Others see similarities between Ted Kaczynski and Henry David Thoreau: high IQs, Harvard-educated, cabin-dwelling hermits given to Luddite utterances. But for me, the interesting question is, Why did the lives of these two men, with some common traits, follow markedly divergent paths?
Thoreau, one of America's most notable writers, has influenced many beyond his time and place. Mohandas Gandhi but one example.
But Kaczynski came into the public eye when unmasked as the Unabomber, who mailed package bombs, maiming and killing a string of victims during the 1980s and 1990s.
In 1993, I realized the abhorrent terror of the Unabomber. I was writing for a software company. We had an OS for heterogeneous, distributed parallel computing.

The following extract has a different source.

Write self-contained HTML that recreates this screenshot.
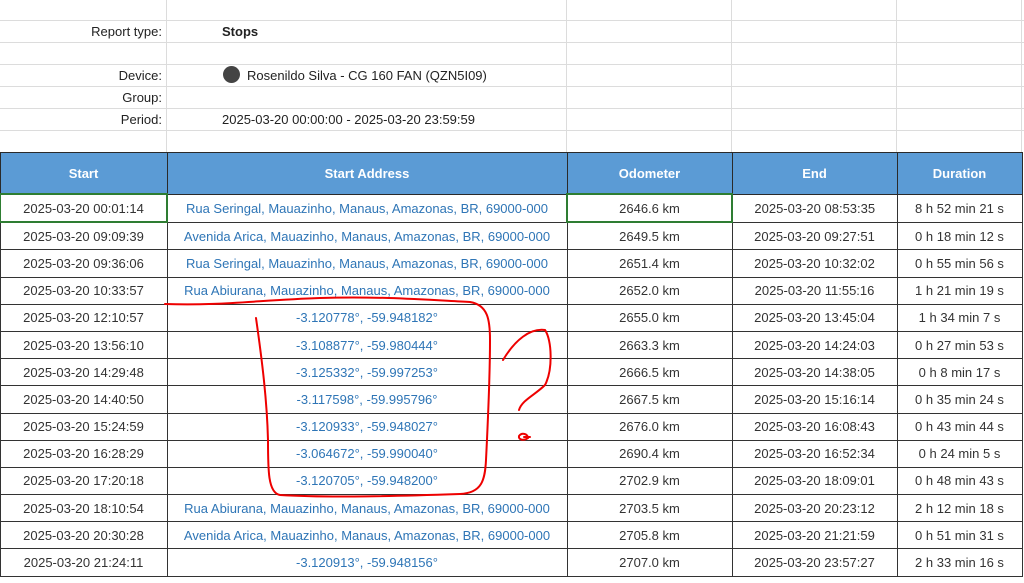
<!DOCTYPE html>
<html><head><meta charset="utf-8"><style>
body{margin:0;width:1024px;height:583px;overflow:hidden;background:#fff;font-family:"Liberation Sans",sans-serif;font-size:13px;color:#222;position:relative}
.t{position:absolute;white-space:nowrap}
.hl{position:absolute;left:0;width:1024px;height:1px;background:#dcdcdc}
.vl{position:absolute;top:0;width:1px;height:152px;background:#dcdcdc}
table{position:absolute;left:-1px;top:152px;border-collapse:collapse;table-layout:fixed}
td,th{border:1px solid #333;text-align:center;white-space:nowrap;overflow:hidden;padding:0;font-size:13px}
th{background:#5b9bd5;color:#fff;height:40px;font-weight:bold;border-color:#2a2a2a}
td{height:26.2px;color:#333}
td.a{color:#2e75b6}
</style></head><body>
<div class="hl" style="top:20px"></div><div class="hl" style="top:42px"></div><div class="hl" style="top:64px"></div><div class="hl" style="top:86px"></div><div class="hl" style="top:108px"></div><div class="hl" style="top:130px"></div>
<div class="vl" style="left:166px"></div><div class="vl" style="left:566px"></div><div class="vl" style="left:731px"></div><div class="vl" style="left:896px"></div><div class="vl" style="left:1021px"></div>
<div class="t" style="right:862px;top:24px">Report type:</div>
<div class="t" style="left:222px;top:24px;font-weight:bold">Stops</div>
<div class="t" style="right:862px;top:68px">Device:</div>
<div style="position:absolute;left:223px;top:66px;width:17px;height:17px;border-radius:50%;background:#444"></div>
<div class="t" style="left:247px;top:68px">Rosenildo Silva - CG 160 FAN (QZN5I09)</div>
<div class="t" style="right:862px;top:90px">Group:</div>
<div class="t" style="right:862px;top:112px">Period:</div>
<div class="t" style="left:222px;top:112px">2025-03-20 00:00:00 - 2025-03-20 23:59:59</div>
<table>
<colgroup><col style="width:167px"><col style="width:400px"><col style="width:165px"><col style="width:165px"><col style="width:125px"></colgroup>
<tr><th>Start</th><th>Start Address</th><th>Odometer</th><th>End</th><th>Duration</th></tr>
<tr><td style="border:2px solid #2e7d32">2025-03-20 00:01:14</td><td class="a">Rua Seringal, Mauazinho, Manaus, Amazonas, BR, 69000-000</td><td style="border:2px solid #2e7d32">2646.6 km</td><td>2025-03-20 08:53:35</td><td>8 h 52 min 21 s</td></tr>
<tr><td>2025-03-20 09:09:39</td><td class="a">Avenida Arica, Mauazinho, Manaus, Amazonas, BR, 69000-000</td><td>2649.5 km</td><td>2025-03-20 09:27:51</td><td>0 h 18 min 12 s</td></tr>
<tr><td>2025-03-20 09:36:06</td><td class="a">Rua Seringal, Mauazinho, Manaus, Amazonas, BR, 69000-000</td><td>2651.4 km</td><td>2025-03-20 10:32:02</td><td>0 h 55 min 56 s</td></tr>
<tr><td>2025-03-20 10:33:57</td><td class="a">Rua Abiurana, Mauazinho, Manaus, Amazonas, BR, 69000-000</td><td>2652.0 km</td><td>2025-03-20 11:55:16</td><td>1 h 21 min 19 s</td></tr>
<tr><td>2025-03-20 12:10:57</td><td class="a">-3.120778°, -59.948182°</td><td>2655.0 km</td><td>2025-03-20 13:45:04</td><td>1 h 34 min 7 s</td></tr>
<tr><td>2025-03-20 13:56:10</td><td class="a">-3.108877°, -59.980444°</td><td>2663.3 km</td><td>2025-03-20 14:24:03</td><td>0 h 27 min 53 s</td></tr>
<tr><td>2025-03-20 14:29:48</td><td class="a">-3.125332°, -59.997253°</td><td>2666.5 km</td><td>2025-03-20 14:38:05</td><td>0 h 8 min 17 s</td></tr>
<tr><td>2025-03-20 14:40:50</td><td class="a">-3.117598°, -59.995796°</td><td>2667.5 km</td><td>2025-03-20 15:16:14</td><td>0 h 35 min 24 s</td></tr>
<tr><td>2025-03-20 15:24:59</td><td class="a">-3.120933°, -59.948027°</td><td>2676.0 km</td><td>2025-03-20 16:08:43</td><td>0 h 43 min 44 s</td></tr>
<tr><td>2025-03-20 16:28:29</td><td class="a">-3.064672°, -59.990040°</td><td>2690.4 km</td><td>2025-03-20 16:52:34</td><td>0 h 24 min 5 s</td></tr>
<tr><td>2025-03-20 17:20:18</td><td class="a">-3.120705°, -59.948200°</td><td>2702.9 km</td><td>2025-03-20 18:09:01</td><td>0 h 48 min 43 s</td></tr>
<tr><td>2025-03-20 18:10:54</td><td class="a">Rua Abiurana, Mauazinho, Manaus, Amazonas, BR, 69000-000</td><td>2703.5 km</td><td>2025-03-20 20:23:12</td><td>2 h 12 min 18 s</td></tr>
<tr><td>2025-03-20 20:30:28</td><td class="a">Avenida Arica, Mauazinho, Manaus, Amazonas, BR, 69000-000</td><td>2705.8 km</td><td>2025-03-20 21:21:59</td><td>0 h 51 min 31 s</td></tr>
<tr><td>2025-03-20 21:24:11</td><td class="a">-3.120913°, -59.948156°</td><td>2707.0 km</td><td>2025-03-20 23:57:27</td><td>2 h 33 min 16 s</td></tr>
</table>
<svg style="position:absolute;left:0;top:0" width="1024" height="583" fill="none" stroke="#e00" stroke-width="2" stroke-linecap="round">
<path d="M165 304 C220 306 260 300 320 298 C380 296 430 300 470 302 C488 305 490 320 490 340 C490 380 488 420 486 460 C485 480 482 493 460 494 C400 496 330 498 280 495 C268 493 268 470 268 440 C267 400 262 360 256 318"/>
<path d="M503 360 C515 340 530 328 545 330 C552 340 553 370 545 385 C535 395 522 400 519 410"/>
<path d="M519 436 C522 432 528 434 528 438 C524 441 518 440 519 436 M524 437 L530 437"/>
</svg>
</body></html>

I read Yale professor David Gelernter's Parallel Programming in Linda, a software language like ours, a few months before Gelernter became one of the Unabomber's maimed victims on June 23, 1993. He wasn't a faceless name on the news.
Years later, I wasn't unhappy to see the authorities lock up Ted Kaczynski and throw away the key.

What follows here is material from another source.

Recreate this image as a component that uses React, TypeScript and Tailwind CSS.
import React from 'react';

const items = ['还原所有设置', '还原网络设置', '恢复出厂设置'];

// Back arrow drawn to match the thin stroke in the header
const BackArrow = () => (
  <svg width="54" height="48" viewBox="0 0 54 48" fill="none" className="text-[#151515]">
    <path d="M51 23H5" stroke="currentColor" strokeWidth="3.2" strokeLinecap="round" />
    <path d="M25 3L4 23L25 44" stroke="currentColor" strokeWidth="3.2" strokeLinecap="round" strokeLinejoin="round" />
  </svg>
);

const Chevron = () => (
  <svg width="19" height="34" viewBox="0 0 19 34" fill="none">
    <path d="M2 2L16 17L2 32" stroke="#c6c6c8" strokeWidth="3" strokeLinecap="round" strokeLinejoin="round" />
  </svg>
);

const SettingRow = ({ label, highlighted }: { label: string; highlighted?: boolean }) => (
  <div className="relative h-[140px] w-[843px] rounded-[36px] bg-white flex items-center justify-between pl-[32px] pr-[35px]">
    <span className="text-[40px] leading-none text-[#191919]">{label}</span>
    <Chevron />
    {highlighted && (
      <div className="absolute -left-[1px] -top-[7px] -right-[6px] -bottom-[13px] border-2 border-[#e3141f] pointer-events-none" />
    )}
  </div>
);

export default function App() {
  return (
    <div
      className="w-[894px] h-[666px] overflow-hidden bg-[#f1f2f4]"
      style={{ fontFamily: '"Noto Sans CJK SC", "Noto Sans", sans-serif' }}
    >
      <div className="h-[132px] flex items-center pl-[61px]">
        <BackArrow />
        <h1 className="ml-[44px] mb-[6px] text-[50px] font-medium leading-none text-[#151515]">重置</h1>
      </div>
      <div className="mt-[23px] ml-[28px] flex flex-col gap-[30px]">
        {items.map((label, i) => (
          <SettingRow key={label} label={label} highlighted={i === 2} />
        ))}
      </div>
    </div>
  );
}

But that resolution doesn't answer my question.
Although both men enjoyed solitude, I think key differences foretold doom for Kaczynski. Kaczynski lived life tenuously in one dimension. A mathematics prodigy and the youngest professor ever appointed at Berkeley. But hiring a teacher so antisocial he refused to keep office hours for his students?

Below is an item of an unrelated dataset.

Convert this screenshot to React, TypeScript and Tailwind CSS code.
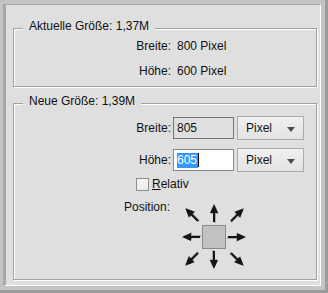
import React from "react";

const font = "font-['Liberation_Sans',Arial,sans-serif]";

function Arrow({ x, y, r }: { x: number; y: number; r: number }) {
  return (
    <g transform={`translate(${x} ${y}) rotate(${r})`}>
      <g transform="translate(0.8 0.8)" opacity="0.3">
        <rect x={-1} y={-11} width={2} height={11} fill="#000" />
        <polygon points="0,-18 -4,-9 4,-9" fill="#000" />
      </g>
      <rect x={-1} y={-11} width={2} height={11} fill="#141414" />
      <polygon points="0,-18 -4,-9 4,-9" fill="#141414" />
    </g>
  );
}

function Legend({ children }: { children: React.ReactNode }) {
  return (
    <div className="absolute left-[9px] top-[-10px] bg-[#dfdfdf] px-[6px] leading-[14px] whitespace-nowrap">
      {children}
    </div>
  );
}

function Select() {
  return (
    <div className="ml-[3px] flex h-[24px] w-[67px] items-center justify-between border border-[#ababab] bg-gradient-to-b from-[#f0f0f0] to-[#e3e3e3] pl-[8px] pr-[8px]">
      <span className="leading-[14px]">Pixel</span>
      <svg width="8" height="5" viewBox="0 0 8 5" className="mt-[2px]">
        <polygon points="0,0 8,0 4,5" fill="#4a4a4a" />
      </svg>
    </div>
  );
}

export default function App() {
  return (
    <div
      className={`${font} box-border h-[293px] w-[328px] border-r-[3px] border-b-[3px] border-r-[#9c9c9c] border-b-[#9c9c9c] bg-[#c4c4c4] pt-[4px] pr-[4px] pb-[4px] pl-[3px] text-[12px] text-[#111]`}
    >
      <div className="box-border h-full border-t border-l-[3px] border-r border-b border-t-[#a9a9a9] border-l-[#a9a9a9] border-r-white border-b-white bg-[#dfdfdf] pt-[23px] pl-[7px]">
        {/* Aktuelle Größe */}
        <div className="relative box-border h-[59px] w-[304px] border border-[#a0a0a0] pt-[9px] shadow-[1px_1px_0_#fff,inset_1px_1px_0_#fff]">
          <Legend>Aktuelle Größe: 1,37M</Legend>
          <div className="flex h-[16px] items-center">
            <div className="w-[157px] text-right">Breite:</div>
            <div className="ml-[6px]">800 Pixel</div>
          </div>
          <div className="mt-[9px] flex h-[16px] items-center">
            <div className="w-[157px] text-right">Höhe:</div>
            <div className="ml-[6px]">600 Pixel</div>
          </div>
        </div>

        {/* Neue Größe */}
        <div className="relative mt-[16px] box-border h-[177px] w-[304px] border border-[#a0a0a0] pt-[12px] shadow-[1px_1px_0_#fff,inset_1px_1px_0_#fff]">
          <Legend>Neue Größe: 1,39M</Legend>
          <div className="flex h-[24px] items-center">
            <div className="w-[157px] text-right">Breite:</div>
            <div className="ml-[2px] box-border flex h-[22px] w-[61px] items-center border border-[#767676] bg-[#dfdfdf] pl-[3px]">
              805
            </div>
            <Select />
          </div>
          <div className="mt-[8px] flex h-[24px] items-center">
            <div className="w-[157px] text-right">Höhe:</div>
            <div className="ml-[2px] box-border flex h-[22px] w-[61px] items-center border border-[#8a8a8a] bg-white pl-[3px]">
              <span className="bg-[#3399ff] pr-[1px] leading-[15px] text-white">605</span>
              <span className="h-[14px] w-px bg-black" />
            </div>
            <Select />
          </div>
          <div className="mt-[5px] flex h-[14px] items-center pl-[122px]">
            <div className="box-border h-[13px] w-[13px] border border-[#8e8e8e] bg-gradient-to-b from-[#f6f6f6] to-[#eaeaea]" />
            <span className="ml-[3px] leading-[14px]">
              <span className="underline">R</span>elativ
            </span>
          </div>
          <div className="mt-[9px] flex items-start">
            <div className="w-[156px] text-right leading-[14px]">Position:</div>
            <svg width="72" height="70" viewBox="0 0 72 70" className="ml-[8px]">
              <Arrow x={36} y={22} r={0} />
              <Arrow x={36} y={51} r={180} />
              <Arrow x={22} y={37} r={-90} />
              <Arrow x={50} y={37} r={90} />
              <Arrow x={20} y={21} r={-45} />
              <Arrow x={53} y={21} r={45} />
              <Arrow x={20} y={53} r={-135} />
              <Arrow x={53} y={53} r={135} />
              <rect x={24.5} y={25.5} width={23} height={23} fill="#c2c2c2" stroke="#8a8a8a" />
            </svg>
          </div>
        </div>
      </div>
    </div>
  );
}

Kaczynski resigned his position two years later. The feedback from students was apparently humiliating.
Contrast Kaczynski's flameout with Thoreau. Extraordinary writer, true, but also teacher, canoe builder, land surveyor, and employee at the Thoreau Pencil Company founded by his dad, where Henry David's ingenuity led to improvements in pencil-making.
Given success at a variety of occupations, Thoreau was well-grounded.
The Walden retreat was to feed Thoreau's writer muse, not to nurse neo-Luddite grudges.
This is not to say individuals like Kaczynski can't succeed at very specialized lives, but a spark of imagination helps.
At Berkeley, why didn't Kaczynski think of hiring a speech coach, if he was nervous and stuttered in class?
Was it easier for him to retreat to Montana and childishly tell the New York Times and The Washington Post: Publish my manifesto or I'll keep killing?
And was it fate the Unabomber Manifesto was published and David Kaczynski would read its words--so like Ted--and see he had no choice but to drop the dime on his brother?